Ini sejalan dengan tujuan Hari Lingkungan Hidup Indonesia yang jatuh pada 10 Januari ini, untuk meningkatkan, dan mendorong kepedulian masyarakat terkait pentingnya menjaga, serta melestarikan lingkungan.

Pengurus Departemen Litbang, IPTEK, Sumberdaya Alam dan Air (LISDAL) DPP LDII, Atus Syahbudin mengungkapkan, Indeks Kualitas Udara (IKU) diperoleh dari pengukuran kadar sulfur dioksida (SO2) dan nitrogen dioksida (NO2) di udara. “Kandungan SO2 berasal dari emisi industri dan mesin diesel berbahan bakar solar, atau bahan bakar lainnya yang mengandung sulfur. Sedangkan NO2 berasal dari emisi kendaraan bermotor, berbahan bakar bensin,” katanya.

Selain SO2 dan NO2, pencemaran di udara juga diakibatkan oleh berbagai polutan seperti karbon monoksida (CO), serta partikel ozon di permukaan.

Menurut Dosen Fakultas Kehutanan Universitas Gadjah Mada itu, udara yang bersih sesungguhnya telah disediakan sejak zaman dahulu. “Ketika alam belum terusik. Pada waktu itu, manusia memanfaatkan alam secukupnya dengan kearifan lokal masing-masing,” tegasnya.

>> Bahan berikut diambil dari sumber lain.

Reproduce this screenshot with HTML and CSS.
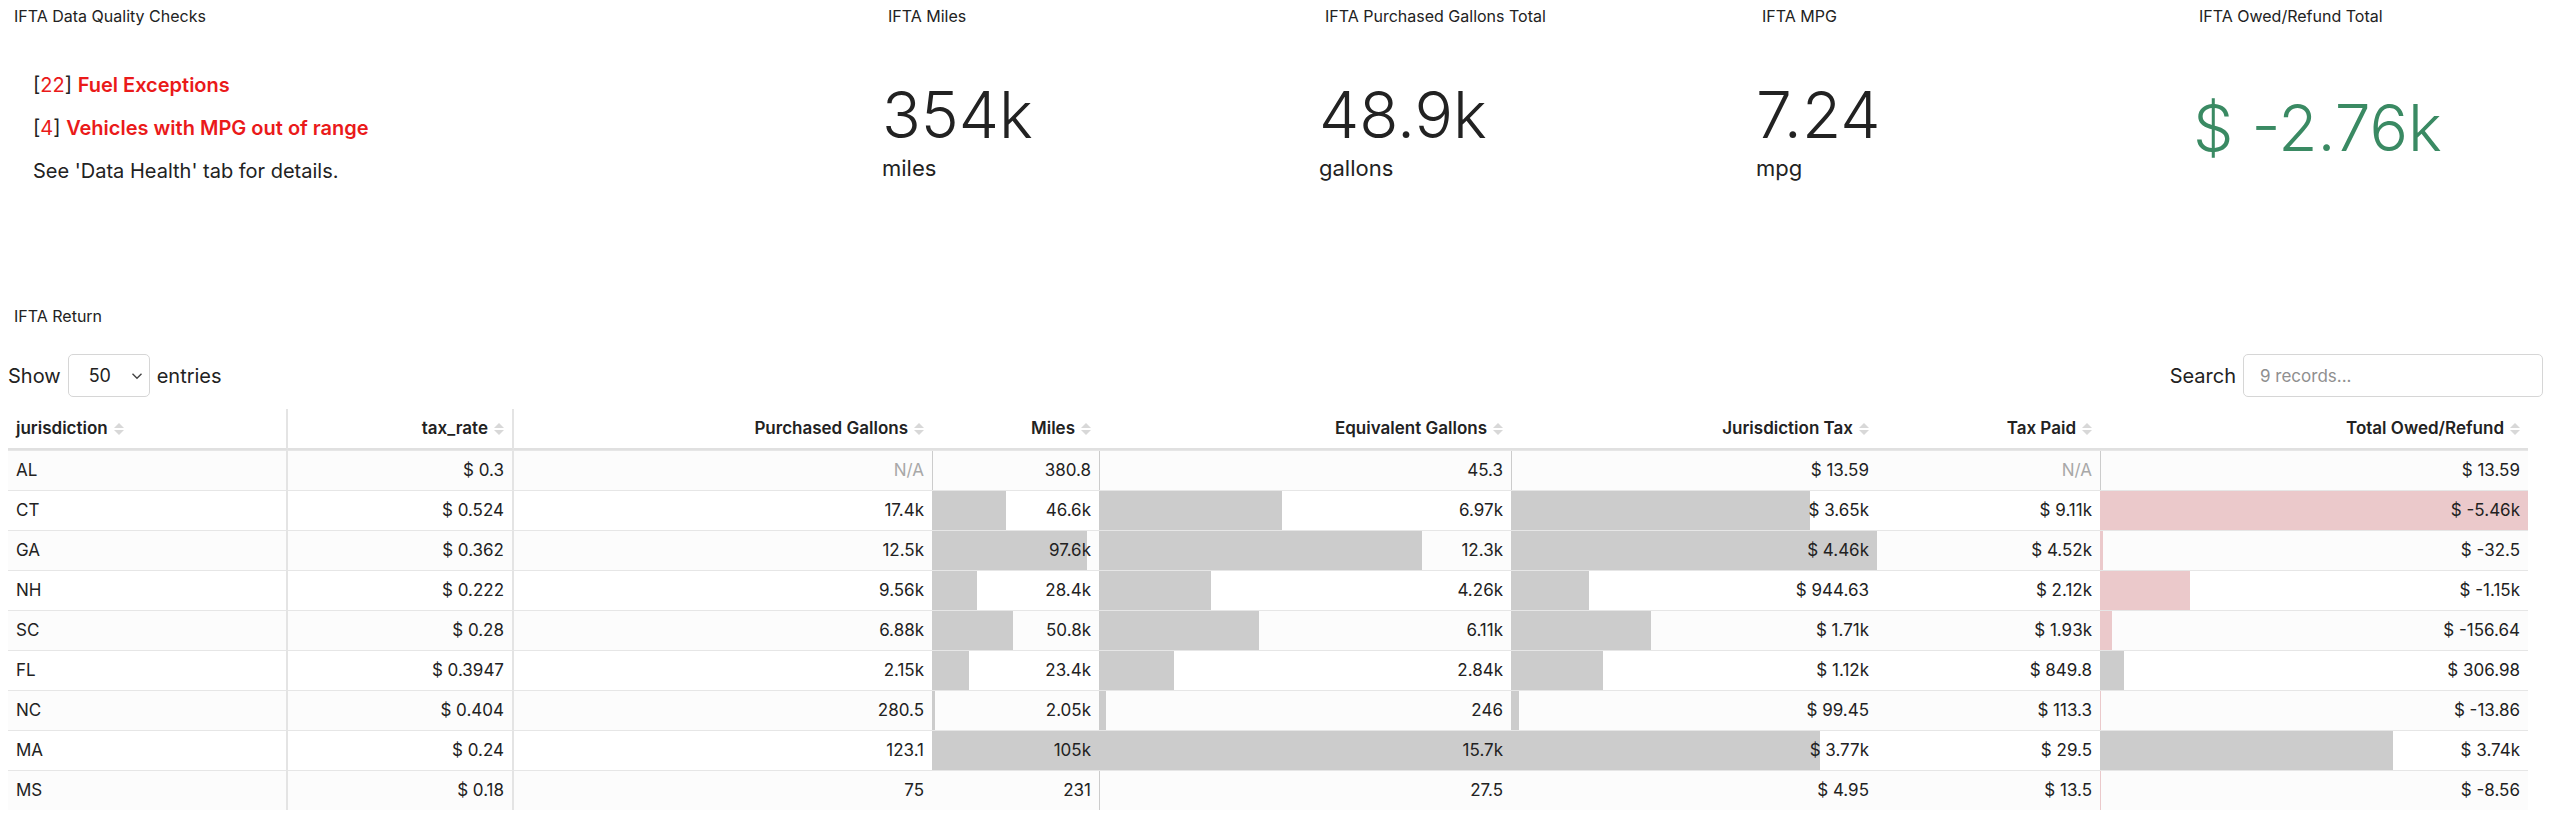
FILE: index.html
```html
<!DOCTYPE html>
<html lang="en">
<head>
<meta charset="UTF-8">
<meta name="viewport" content="width=device-width, initial-scale=1.0">
<title>IFTA Dashboard</title>
<link rel="stylesheet" href="styles.css">
</head>
<body>

<!-- top row of summary widgets -->
<div class="kpi-row">
    <div class="widget">
        <div class="widget-title">IFTA Data Quality Checks</div>
        <div class="widget-body checks">
            <div class="check">[<span class="red">22</span>] <span class="red bold">Fuel Exceptions</span></div>
            <div class="check">[<span class="red">4</span>] <span class="red bold">Vehicles with MPG out of range</span></div>
            <div class="check">See 'Data Health' tab for details.</div>
        </div>
    </div>
    <div class="widget">
        <div class="widget-title">IFTA Miles</div>
        <div class="widget-body kpi">
            <div class="kpi-value">354k</div>
            <div class="kpi-unit">miles</div>
        </div>
    </div>
    <div class="widget">
        <div class="widget-title">IFTA Purchased Gallons Total</div>
        <div class="widget-body kpi">
            <div class="kpi-value">48.9k</div>
            <div class="kpi-unit">gallons</div>
        </div>
    </div>
    <div class="widget">
        <div class="widget-title">IFTA MPG</div>
        <div class="widget-body kpi">
            <div class="kpi-value">7.24</div>
            <div class="kpi-unit">mpg</div>
        </div>
    </div>
    <div class="widget">
        <div class="widget-title">IFTA Owed/Refund Total</div>
        <div class="widget-body kpi kpi-money">
            <div class="kpi-value">$ -2.76k</div>
        </div>
    </div>
</div>

<!-- return table -->
<div class="section">
    <div class="section-title">IFTA Return</div>
    <div class="dt-controls">
        <label class="dt-length">Show
            <span class="select-wrap">
                <select><option>50</option></select>
                <svg class="chevron" width="12" height="8" viewBox="0 0 12 8"><path d="M1.5 1.8 L6 6.2 L10.5 1.8" fill="none" stroke="#444" stroke-width="1.4"/></svg>
            </span>
            entries</label>
        <label class="dt-search">Search <input type="search" placeholder="9 records..."></label>
    </div>

    <table class="dt">
        <colgroup>
            <col style="width:280px">
            <col style="width:226px">
            <col style="width:418px">
            <col style="width:167px">
            <col style="width:412px">
            <col style="width:366px">
            <col style="width:223px">
            <col style="width:428px">
        </colgroup>
        <thead>
            <tr>
                <th class="left fixed">jurisdiction<span class="sort"></span></th>
                <th class="fixed">tax_rate<span class="sort"></span></th>
                <th>Purchased Gallons<span class="sort"></span></th>
                <th>Miles<span class="sort"></span></th>
                <th>Equivalent Gallons<span class="sort"></span></th>
                <th>Jurisdiction Tax<span class="sort"></span></th>
                <th>Tax Paid<span class="sort"></span></th>
                <th>Total Owed/Refund<span class="sort"></span></th>
            </tr>
        </thead>
        <tbody>
            <tr>
                <td class="left fixed">AL</td>
                <td class="fixed">$ 0.3</td>
                <td class="na">N/A</td>
                <td class="bar" style="--w:0.4%">380.8</td>
                <td class="bar" style="--w:0.3%">45.3</td>
                <td class="bar" style="--w:0.3%">$ 13.59</td>
                <td class="na">N/A</td>
                <td class="bar" style="--w:0.25%">$ 13.59</td>
            </tr>
            <tr>
                <td class="left fixed">CT</td>
                <td class="fixed">$ 0.524</td>
                <td>17.4k</td>
                <td class="bar" style="--w:44.4%">46.6k</td>
                <td class="bar" style="--w:44.4%">6.97k</td>
                <td class="bar" style="--w:81.8%">$ 3.65k</td>
                <td>$ 9.11k</td>
                <td class="bar neg" style="--w:100%">$ -5.46k</td>
            </tr>
            <tr>
                <td class="left fixed">GA</td>
                <td class="fixed">$ 0.362</td>
                <td>12.5k</td>
                <td class="bar" style="--w:93%">97.6k</td>
                <td class="bar" style="--w:78.3%">12.3k</td>
                <td class="bar" style="--w:100%">$ 4.46k</td>
                <td>$ 4.52k</td>
                <td class="bar neg" style="--w:0.6%">$ -32.5</td>
            </tr>
            <tr>
                <td class="left fixed">NH</td>
                <td class="fixed">$ 0.222</td>
                <td>9.56k</td>
                <td class="bar" style="--w:27%">28.4k</td>
                <td class="bar" style="--w:27.1%">4.26k</td>
                <td class="bar" style="--w:21.2%">$ 944.63</td>
                <td>$ 2.12k</td>
                <td class="bar neg" style="--w:21%">$ -1.15k</td>
            </tr>
            <tr>
                <td class="left fixed">SC</td>
                <td class="fixed">$ 0.28</td>
                <td>6.88k</td>
                <td class="bar" style="--w:48.4%">50.8k</td>
                <td class="bar" style="--w:38.9%">6.11k</td>
                <td class="bar" style="--w:38.3%">$ 1.71k</td>
                <td>$ 1.93k</td>
                <td class="bar neg" style="--w:2.9%">$ -156.64</td>
            </tr>
            <tr>
                <td class="left fixed">FL</td>
                <td class="fixed">$ 0.3947</td>
                <td>2.15k</td>
                <td class="bar" style="--w:22.3%">23.4k</td>
                <td class="bar" style="--w:18.1%">2.84k</td>
                <td class="bar" style="--w:25.1%">$ 1.12k</td>
                <td>$ 849.8</td>
                <td class="bar" style="--w:5.6%">$ 306.98</td>
            </tr>
            <tr>
                <td class="left fixed">NC</td>
                <td class="fixed">$ 0.404</td>
                <td>280.5</td>
                <td class="bar" style="--w:2%">2.05k</td>
                <td class="bar" style="--w:1.6%">246</td>
                <td class="bar" style="--w:2.2%">$ 99.45</td>
                <td>$ 113.3</td>
                <td class="bar neg" style="--w:0.25%">$ -13.86</td>
            </tr>
            <tr>
                <td class="left fixed">MA</td>
                <td class="fixed">$ 0.24</td>
                <td>123.1</td>
                <td class="bar" style="--w:100%">105k</td>
                <td class="bar" style="--w:100%">15.7k</td>
                <td class="bar" style="--w:84.5%">$ 3.77k</td>
                <td>$ 29.5</td>
                <td class="bar" style="--w:68.5%">$ 3.74k</td>
            </tr>
            <tr>
                <td class="left fixed">MS</td>
                <td class="fixed">$ 0.18</td>
                <td>75</td>
                <td class="bar" style="--w:0.2%">231</td>
                <td class="bar" style="--w:0.2%">27.5</td>
                <td class="bar" style="--w:0.1%">$ 4.95</td>
                <td>$ 13.5</td>
                <td class="bar neg" style="--w:0.16%">$ -8.56</td>
            </tr>
        </tbody>
    </table>
</div>

</body>
</html>
```

FILE: styles.css
```css
body {
    margin: 0;
    background-color: #ffffff;
    color: #222222;
    font-family: Inter, "Noto Sans", sans-serif;
}

/* summary widgets */
.kpi-row {
    display: grid;
    grid-template-columns: 874px 437px 437px 437px 1fr;
    height: 300px;
}

.widget-title {
    font-size: 16px;
    line-height: 19px;
    padding: 7px 14px 0;
}

.widget-body {
    height: 200px;
    margin-top: 2px;
    display: flex;
    flex-direction: column;
    justify-content: center;
}

.checks {
    padding-left: 33px;
    font-size: 20px;
}

.check {
    line-height: 28px;
}

.check + .check {
    margin-top: 15px;
}

.red {
    color: #ea1a1a;
}

.bold {
    font-weight: 600;
}

.kpi {
    padding-left: 8px;
    padding-top: 4px;
}

.kpi-value {
    font-size: 64px;
    line-height: 64px;
    font-weight: 300;
}

.kpi-unit {
    font-size: 22px;
    line-height: 26px;
    margin-top: 8px;
}

.kpi-money {
    padding-top: 0;
    color: #3a8a63;
}

/* return table section */
.section {
    padding: 7px 17px 0 8px;
}

.section-title {
    font-size: 16px;
    line-height: 19px;
    padding-left: 6px;
}

.dt-controls {
    display: flex;
    justify-content: space-between;
    align-items: center;
    margin-top: 28px;
    font-size: 20px;
}

.dt-length, .dt-search {
    display: flex;
    align-items: center;
    gap: 7px;
}

.select-wrap {
    position: relative;
    display: inline-block;
}

.select-wrap select {
    appearance: none;
    width: 82px;
    height: 43px;
    padding: 0 0 0 20px;
    border: 1px solid #d6d6d6;
    border-radius: 5px;
    background: #fff;
    color: #222;
    font-family: inherit;
    font-size: 18px;
}

.chevron {
    position: absolute;
    right: 7px;
    top: 18px;
}

.dt-search input {
    width: 300px;
    height: 43px;
    box-sizing: border-box;
    padding: 0 16px;
    border: 1px solid #d6d6d6;
    border-radius: 5px;
    font-family: inherit;
    font-size: 17px;
    color: #222;
}

.dt-search input::placeholder {
    color: #8f8f8f;
}

.dt {
    width: 2520px;
    table-layout: fixed;
    border-collapse: separate;
    border-spacing: 0;
    margin-top: 12px;
    font-size: 17px;
}

.dt th {
    font-weight: 600;
    text-align: right;
    white-space: nowrap;
    padding: 9px 8px;
    line-height: 21px;
    border-bottom: 2px solid #e0e0e0;
}

.dt td {
    text-align: right;
    white-space: nowrap;
    padding: 9px 8px;
    line-height: 21px;
    border-top: 1px solid #e6e6e6;
}

.dt tbody tr:nth-child(odd) td {
    background-color: #fcfcfc;
}

.dt .left {
    text-align: left;
}

.dt .fixed {
    border-right: 2px solid #e4e4e4;
}

.dt td.na {
    color: #a8a8a8;
}

.dt td.bar {
    background-image: linear-gradient(to right, #cccccc var(--w), transparent var(--w));
}

.dt td.bar.neg {
    background-image: linear-gradient(to right, #ebc9cb var(--w), transparent var(--w));
}

/* sort arrows */
.sort {
    display: inline-block;
    vertical-align: -1px;
    margin-left: 6px;
    width: 10px;
}

.sort::before, .sort::after {
    content: "";
    display: block;
    width: 0;
    height: 0;
    border-left: 5px solid transparent;
    border-right: 5px solid transparent;
}

.sort::before {
    border-bottom: 5px solid #d8d8d8;
}

.sort::after {
    margin-top: 2px;
    border-top: 5px solid #d8d8d8;
}
```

Namun, ia menilai, era industri mulai mengeksploitasi alam secara berlebihan. Banyak hal, selalu dihitung berdasarkan nilai ekonomi. “Pemandangan alam yang indah, air yang melimpah, dengan udara sejuknya, serta beranekaragam flora dan fauna, masih jauh dari harapan untuk menyumbangkan devisa,” jelas Atus.

Sialnya, ia mengungkapkan, keberadaan alam lalu tidak dianggap. “Sering dikalahkan dan dikorbankan. Lanskap hijau pun dihabisi demi pembangunan yang menghasilkan produk barang dan jasa yang katanya, membuka lapangan pekerjaan, mendatangkan devisa dan lainnya,” ujarnya.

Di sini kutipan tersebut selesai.